Il post della psicologa Virginia Avveduto conquista il web: la lingua siciliana non è sinonimo di ignoranza, al contrario rappresenta la nostra storia.


Trinacria

Tempi, verbi, forestierismi: unicità e magia della lingua siciliana

In Sicilia quando non sei proprio convinto dici “ora poi lo facciamo…” oppure ad una domanda rispondi contemporaneamente “sì, no…”.

Noi siciliani abbiamo una percezione del tempo molto particolare, ad esempio quello che hai fatto il giorno prima diventa passato remoto, come fossero trascorsi secoli… oppure quando stai uscendo di casa, rassicuri tutti affermando “sto tornando”, anche se il tuo rientro sarà dopo un paio d’ore.

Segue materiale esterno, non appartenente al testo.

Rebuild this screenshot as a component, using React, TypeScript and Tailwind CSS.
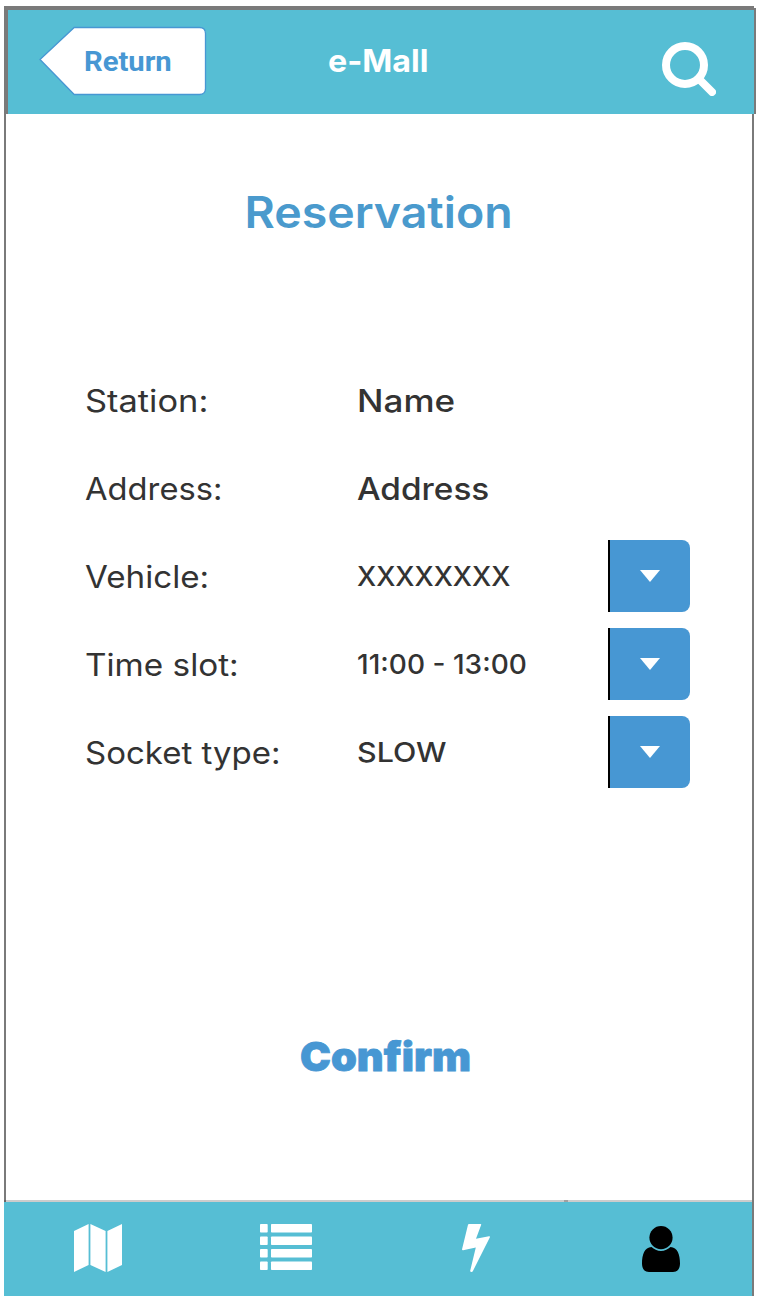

Per noi il condizionale è quasi inutile, infatti lo sostituiamo direttamente con il congiuntivo, tipo “se putissi, u facissi”. Abbiamo anche il “potere” di far diventare transitivi i verbi intransitivi, infatti noi usciamo la macchina, saliamo la spesa, usciamo i soldi.

Poi a noi piace molto utilizzare gli spostamenti “salire e scendere” in modi molto fantasiosi, infatti noi “scendiamo giù a Natale” e “saliamo dopo le feste”, anche il caffè “è salito” e la pasta si cala. Qui, in Sicilia, le macchine camminano come avessero gambe, e non vengono guidate ma “portate”.



Spesso utilizziamo una sola parola per indicare più oggetti, ad esempio non c’è differenza tra tovaglia, asciugamano, tovaglietta, strofinaccio, per noi è solo tovaglia, e basta. Se vogliamo dire ad un amico di venire a trovarci, gli diciamo di “avvicinare”, che è meno formale e più amichevole.

Riusciamo anche a trasformare un luogo in un modo di fare, ad esempio il cortile diventa “curtigghiu”, ovvero spettegolare, anche se quest’ultimo non rende molto l’idea.



I forestierismi della lingua siciliana

Se parliamo in questo modo non vuol dire che siamo ignoranti e arretrati, dietro ogni parola o espressione che utilizziamo si nascondono le nostre origini, la nostra storia.

Ad esempio “tumazzu, carusu, cammisa“, sono parole greche (vedi tumassu, kouros, poucamiso); “carrubo” deriva dall’arabo “harrub”, così come le parole “cassata e giuggiulena“. “Accattari“, deriva dal normanno “acater” (da cui il francese “acheter”), oppure “arrieri” (da darriere).



Dal catalano abbiamo preso in prestito le parole “abbuccari” (da abocar),”accupari” (da acubar), “cascia” (da caixa) ecc… Questi sono solo alcuni esempi, in realtà sono migliaia i vocaboli presi in prestito dalle altre lingue.

Essere orgogliosi delle proprie radici però non significa chiudersi e rifiutarsi di conoscere la grammatica italiana, ritenendo snob “quelli del nord” quando ci correggono. Anzi, utilizzare il proprio dialetto (più che dialetto è una lingua a tutti gli effetti) con consapevolezza, può soltanto arricchire.